### Problem statement:
Pull each line holding the word "index" from the data.

(Records with interface code)
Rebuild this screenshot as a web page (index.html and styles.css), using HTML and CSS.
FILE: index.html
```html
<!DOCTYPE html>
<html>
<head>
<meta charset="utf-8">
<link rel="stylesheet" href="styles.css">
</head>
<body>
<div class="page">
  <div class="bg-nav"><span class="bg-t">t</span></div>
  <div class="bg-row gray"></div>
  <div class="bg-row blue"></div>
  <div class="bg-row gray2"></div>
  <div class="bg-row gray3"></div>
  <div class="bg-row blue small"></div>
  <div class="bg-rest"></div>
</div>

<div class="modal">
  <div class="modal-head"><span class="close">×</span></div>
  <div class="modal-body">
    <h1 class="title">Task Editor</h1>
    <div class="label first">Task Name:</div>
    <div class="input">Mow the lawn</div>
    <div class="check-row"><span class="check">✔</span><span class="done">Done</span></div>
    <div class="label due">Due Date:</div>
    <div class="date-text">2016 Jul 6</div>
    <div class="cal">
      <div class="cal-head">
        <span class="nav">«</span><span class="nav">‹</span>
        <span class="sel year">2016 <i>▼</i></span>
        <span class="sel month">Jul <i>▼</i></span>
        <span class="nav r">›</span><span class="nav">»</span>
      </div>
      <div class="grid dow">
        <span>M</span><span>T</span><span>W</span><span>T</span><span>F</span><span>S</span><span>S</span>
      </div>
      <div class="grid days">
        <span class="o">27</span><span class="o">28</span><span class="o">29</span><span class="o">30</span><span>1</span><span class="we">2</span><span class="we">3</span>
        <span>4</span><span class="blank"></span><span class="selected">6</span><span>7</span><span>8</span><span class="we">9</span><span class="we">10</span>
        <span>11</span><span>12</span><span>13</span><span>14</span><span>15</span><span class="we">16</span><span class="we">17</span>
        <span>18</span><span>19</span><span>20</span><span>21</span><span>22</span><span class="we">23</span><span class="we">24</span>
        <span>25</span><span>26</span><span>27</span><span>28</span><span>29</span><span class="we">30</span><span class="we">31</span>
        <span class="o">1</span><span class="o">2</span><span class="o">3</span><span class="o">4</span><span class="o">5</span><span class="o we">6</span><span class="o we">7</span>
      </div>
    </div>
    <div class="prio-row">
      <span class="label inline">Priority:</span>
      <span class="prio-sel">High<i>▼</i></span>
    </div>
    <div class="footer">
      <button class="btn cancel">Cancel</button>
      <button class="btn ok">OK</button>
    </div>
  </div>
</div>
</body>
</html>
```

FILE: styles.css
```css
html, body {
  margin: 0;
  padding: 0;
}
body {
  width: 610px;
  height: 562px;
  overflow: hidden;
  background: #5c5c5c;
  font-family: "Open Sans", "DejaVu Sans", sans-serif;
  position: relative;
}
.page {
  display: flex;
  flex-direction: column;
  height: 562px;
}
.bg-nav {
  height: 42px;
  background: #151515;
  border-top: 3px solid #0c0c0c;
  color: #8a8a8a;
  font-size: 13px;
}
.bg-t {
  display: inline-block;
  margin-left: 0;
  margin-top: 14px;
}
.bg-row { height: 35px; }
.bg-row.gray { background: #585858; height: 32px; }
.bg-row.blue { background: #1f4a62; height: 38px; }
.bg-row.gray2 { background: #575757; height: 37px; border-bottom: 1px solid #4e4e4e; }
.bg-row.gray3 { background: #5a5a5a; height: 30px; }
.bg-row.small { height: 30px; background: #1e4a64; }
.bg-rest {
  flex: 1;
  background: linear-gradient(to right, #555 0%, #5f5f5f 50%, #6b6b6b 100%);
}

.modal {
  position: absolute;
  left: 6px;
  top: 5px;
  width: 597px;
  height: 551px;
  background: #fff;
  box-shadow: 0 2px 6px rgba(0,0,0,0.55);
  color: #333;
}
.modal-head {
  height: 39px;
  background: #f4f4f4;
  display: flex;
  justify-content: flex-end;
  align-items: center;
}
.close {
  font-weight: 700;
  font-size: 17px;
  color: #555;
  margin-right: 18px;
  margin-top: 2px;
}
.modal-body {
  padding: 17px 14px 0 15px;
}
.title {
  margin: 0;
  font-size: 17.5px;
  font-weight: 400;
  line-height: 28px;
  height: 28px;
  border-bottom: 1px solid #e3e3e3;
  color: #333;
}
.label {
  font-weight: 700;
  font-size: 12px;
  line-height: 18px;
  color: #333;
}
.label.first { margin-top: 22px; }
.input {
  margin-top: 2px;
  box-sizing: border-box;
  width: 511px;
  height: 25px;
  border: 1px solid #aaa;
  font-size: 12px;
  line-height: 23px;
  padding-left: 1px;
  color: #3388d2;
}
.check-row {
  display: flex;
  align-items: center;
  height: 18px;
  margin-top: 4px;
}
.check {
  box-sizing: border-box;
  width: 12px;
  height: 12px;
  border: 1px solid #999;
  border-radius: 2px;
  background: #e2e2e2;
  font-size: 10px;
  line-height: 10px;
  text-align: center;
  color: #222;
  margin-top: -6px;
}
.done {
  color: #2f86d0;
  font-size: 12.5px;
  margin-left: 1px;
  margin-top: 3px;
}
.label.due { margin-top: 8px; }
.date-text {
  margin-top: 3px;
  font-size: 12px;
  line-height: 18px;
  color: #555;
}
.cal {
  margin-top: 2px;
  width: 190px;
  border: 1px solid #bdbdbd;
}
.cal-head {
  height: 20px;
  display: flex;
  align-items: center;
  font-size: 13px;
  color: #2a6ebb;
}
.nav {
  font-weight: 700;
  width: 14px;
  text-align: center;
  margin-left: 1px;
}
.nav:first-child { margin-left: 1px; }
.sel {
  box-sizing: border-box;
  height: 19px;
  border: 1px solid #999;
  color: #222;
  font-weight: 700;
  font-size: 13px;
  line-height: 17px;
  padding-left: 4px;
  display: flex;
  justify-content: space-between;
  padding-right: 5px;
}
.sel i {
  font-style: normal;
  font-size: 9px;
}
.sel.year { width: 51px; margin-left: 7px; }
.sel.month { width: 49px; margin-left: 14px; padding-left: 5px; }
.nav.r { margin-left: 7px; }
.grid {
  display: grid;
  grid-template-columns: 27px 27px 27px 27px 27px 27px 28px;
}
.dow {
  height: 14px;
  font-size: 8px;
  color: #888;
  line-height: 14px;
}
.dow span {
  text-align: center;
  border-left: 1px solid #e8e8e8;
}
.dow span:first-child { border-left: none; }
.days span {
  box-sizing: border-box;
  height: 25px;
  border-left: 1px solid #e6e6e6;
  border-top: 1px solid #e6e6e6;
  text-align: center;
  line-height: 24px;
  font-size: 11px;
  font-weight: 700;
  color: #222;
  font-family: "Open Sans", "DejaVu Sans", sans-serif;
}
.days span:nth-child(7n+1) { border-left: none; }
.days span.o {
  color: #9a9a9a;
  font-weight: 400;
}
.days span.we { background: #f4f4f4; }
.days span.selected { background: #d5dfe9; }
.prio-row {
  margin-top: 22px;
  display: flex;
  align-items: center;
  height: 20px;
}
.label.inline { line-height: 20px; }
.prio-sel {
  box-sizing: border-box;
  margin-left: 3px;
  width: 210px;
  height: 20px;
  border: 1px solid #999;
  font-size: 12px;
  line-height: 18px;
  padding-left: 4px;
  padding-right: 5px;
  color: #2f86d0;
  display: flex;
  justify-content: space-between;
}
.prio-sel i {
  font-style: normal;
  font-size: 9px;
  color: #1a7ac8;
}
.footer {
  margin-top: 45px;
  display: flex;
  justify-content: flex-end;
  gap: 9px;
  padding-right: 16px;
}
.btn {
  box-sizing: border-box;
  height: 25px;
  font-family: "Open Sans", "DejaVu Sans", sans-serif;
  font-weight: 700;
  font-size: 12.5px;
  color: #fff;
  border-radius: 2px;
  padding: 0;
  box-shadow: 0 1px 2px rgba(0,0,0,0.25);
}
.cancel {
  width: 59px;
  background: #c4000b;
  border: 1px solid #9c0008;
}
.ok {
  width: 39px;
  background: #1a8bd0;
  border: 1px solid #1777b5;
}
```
--
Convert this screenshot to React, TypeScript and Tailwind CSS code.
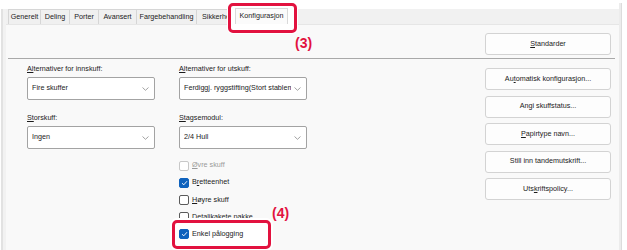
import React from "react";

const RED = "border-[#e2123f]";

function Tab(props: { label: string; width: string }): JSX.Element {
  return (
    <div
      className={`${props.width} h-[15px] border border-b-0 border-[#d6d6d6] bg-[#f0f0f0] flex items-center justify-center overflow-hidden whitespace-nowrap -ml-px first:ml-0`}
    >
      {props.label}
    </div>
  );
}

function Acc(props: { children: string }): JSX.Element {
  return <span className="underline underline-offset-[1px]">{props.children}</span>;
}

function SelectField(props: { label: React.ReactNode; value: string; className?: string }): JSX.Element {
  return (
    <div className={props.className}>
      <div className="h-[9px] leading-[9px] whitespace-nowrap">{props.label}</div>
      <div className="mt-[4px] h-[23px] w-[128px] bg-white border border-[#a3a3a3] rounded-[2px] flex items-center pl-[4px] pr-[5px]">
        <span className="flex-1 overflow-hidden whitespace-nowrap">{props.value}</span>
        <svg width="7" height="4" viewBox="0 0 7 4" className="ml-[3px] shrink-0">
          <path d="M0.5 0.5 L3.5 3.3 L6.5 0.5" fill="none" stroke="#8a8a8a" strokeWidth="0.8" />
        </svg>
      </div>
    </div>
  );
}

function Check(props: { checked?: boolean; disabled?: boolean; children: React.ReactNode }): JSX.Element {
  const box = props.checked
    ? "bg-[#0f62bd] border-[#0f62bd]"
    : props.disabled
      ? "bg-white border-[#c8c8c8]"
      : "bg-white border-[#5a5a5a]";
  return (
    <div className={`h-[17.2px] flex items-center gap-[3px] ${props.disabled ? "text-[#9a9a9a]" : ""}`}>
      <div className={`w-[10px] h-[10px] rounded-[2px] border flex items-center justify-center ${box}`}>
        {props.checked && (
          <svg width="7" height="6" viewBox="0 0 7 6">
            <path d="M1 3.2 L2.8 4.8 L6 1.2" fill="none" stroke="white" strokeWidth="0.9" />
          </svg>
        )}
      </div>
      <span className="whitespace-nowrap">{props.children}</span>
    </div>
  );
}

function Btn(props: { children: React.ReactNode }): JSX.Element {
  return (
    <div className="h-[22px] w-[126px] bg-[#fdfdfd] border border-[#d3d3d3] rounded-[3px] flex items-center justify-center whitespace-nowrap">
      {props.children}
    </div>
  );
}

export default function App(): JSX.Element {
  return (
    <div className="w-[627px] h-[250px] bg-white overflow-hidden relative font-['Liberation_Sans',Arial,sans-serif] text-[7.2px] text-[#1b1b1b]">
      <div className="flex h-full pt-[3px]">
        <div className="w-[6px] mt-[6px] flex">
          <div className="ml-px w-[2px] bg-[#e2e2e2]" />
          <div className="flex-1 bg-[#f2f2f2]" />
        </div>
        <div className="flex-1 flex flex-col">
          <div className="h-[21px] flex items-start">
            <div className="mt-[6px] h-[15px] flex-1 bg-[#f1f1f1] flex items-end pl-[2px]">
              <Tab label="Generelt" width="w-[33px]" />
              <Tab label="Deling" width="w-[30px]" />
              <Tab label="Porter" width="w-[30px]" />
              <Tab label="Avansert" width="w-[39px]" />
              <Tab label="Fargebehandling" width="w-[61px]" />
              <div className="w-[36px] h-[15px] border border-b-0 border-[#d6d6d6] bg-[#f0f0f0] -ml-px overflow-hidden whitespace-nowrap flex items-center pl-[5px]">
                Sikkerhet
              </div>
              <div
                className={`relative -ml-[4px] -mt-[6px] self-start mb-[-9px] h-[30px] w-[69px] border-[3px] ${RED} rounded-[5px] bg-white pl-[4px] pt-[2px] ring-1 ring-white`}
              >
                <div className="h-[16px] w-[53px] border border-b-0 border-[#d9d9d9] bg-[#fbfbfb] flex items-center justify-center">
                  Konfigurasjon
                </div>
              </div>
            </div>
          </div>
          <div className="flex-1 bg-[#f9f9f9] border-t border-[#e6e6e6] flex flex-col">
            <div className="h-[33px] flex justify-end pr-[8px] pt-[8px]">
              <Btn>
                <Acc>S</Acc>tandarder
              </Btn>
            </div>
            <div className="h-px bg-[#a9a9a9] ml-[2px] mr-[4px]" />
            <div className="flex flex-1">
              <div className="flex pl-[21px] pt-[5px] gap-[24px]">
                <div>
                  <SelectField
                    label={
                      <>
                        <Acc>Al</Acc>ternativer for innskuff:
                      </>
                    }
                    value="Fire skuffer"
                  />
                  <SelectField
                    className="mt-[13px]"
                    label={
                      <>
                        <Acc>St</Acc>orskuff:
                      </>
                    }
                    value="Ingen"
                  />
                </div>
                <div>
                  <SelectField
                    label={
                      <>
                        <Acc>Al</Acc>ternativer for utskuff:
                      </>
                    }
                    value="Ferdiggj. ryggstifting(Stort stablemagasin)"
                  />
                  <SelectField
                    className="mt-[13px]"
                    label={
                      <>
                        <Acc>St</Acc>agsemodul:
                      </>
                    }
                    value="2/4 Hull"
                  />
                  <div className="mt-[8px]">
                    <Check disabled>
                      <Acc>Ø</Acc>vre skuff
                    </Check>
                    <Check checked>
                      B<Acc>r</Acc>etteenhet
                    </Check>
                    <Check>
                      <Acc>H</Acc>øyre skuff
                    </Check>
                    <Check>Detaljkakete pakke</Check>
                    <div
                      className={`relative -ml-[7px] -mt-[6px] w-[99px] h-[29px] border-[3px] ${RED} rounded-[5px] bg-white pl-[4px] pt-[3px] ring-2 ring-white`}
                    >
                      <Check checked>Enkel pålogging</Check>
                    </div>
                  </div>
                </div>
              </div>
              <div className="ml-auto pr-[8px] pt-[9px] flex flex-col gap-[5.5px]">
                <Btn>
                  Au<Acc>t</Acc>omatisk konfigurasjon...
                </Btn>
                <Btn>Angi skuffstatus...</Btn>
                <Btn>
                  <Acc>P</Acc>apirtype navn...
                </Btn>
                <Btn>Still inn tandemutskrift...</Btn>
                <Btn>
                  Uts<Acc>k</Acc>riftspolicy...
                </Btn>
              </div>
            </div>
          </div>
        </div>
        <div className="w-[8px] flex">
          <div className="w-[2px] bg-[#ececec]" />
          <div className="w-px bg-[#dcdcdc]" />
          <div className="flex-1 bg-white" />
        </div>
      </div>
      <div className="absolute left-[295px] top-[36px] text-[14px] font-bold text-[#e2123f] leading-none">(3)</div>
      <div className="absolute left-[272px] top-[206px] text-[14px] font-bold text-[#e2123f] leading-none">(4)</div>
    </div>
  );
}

### Answer below:
Rebuild this screenshot as a web page (index.html and styles.css), using HTML and CSS.
FILE: index.html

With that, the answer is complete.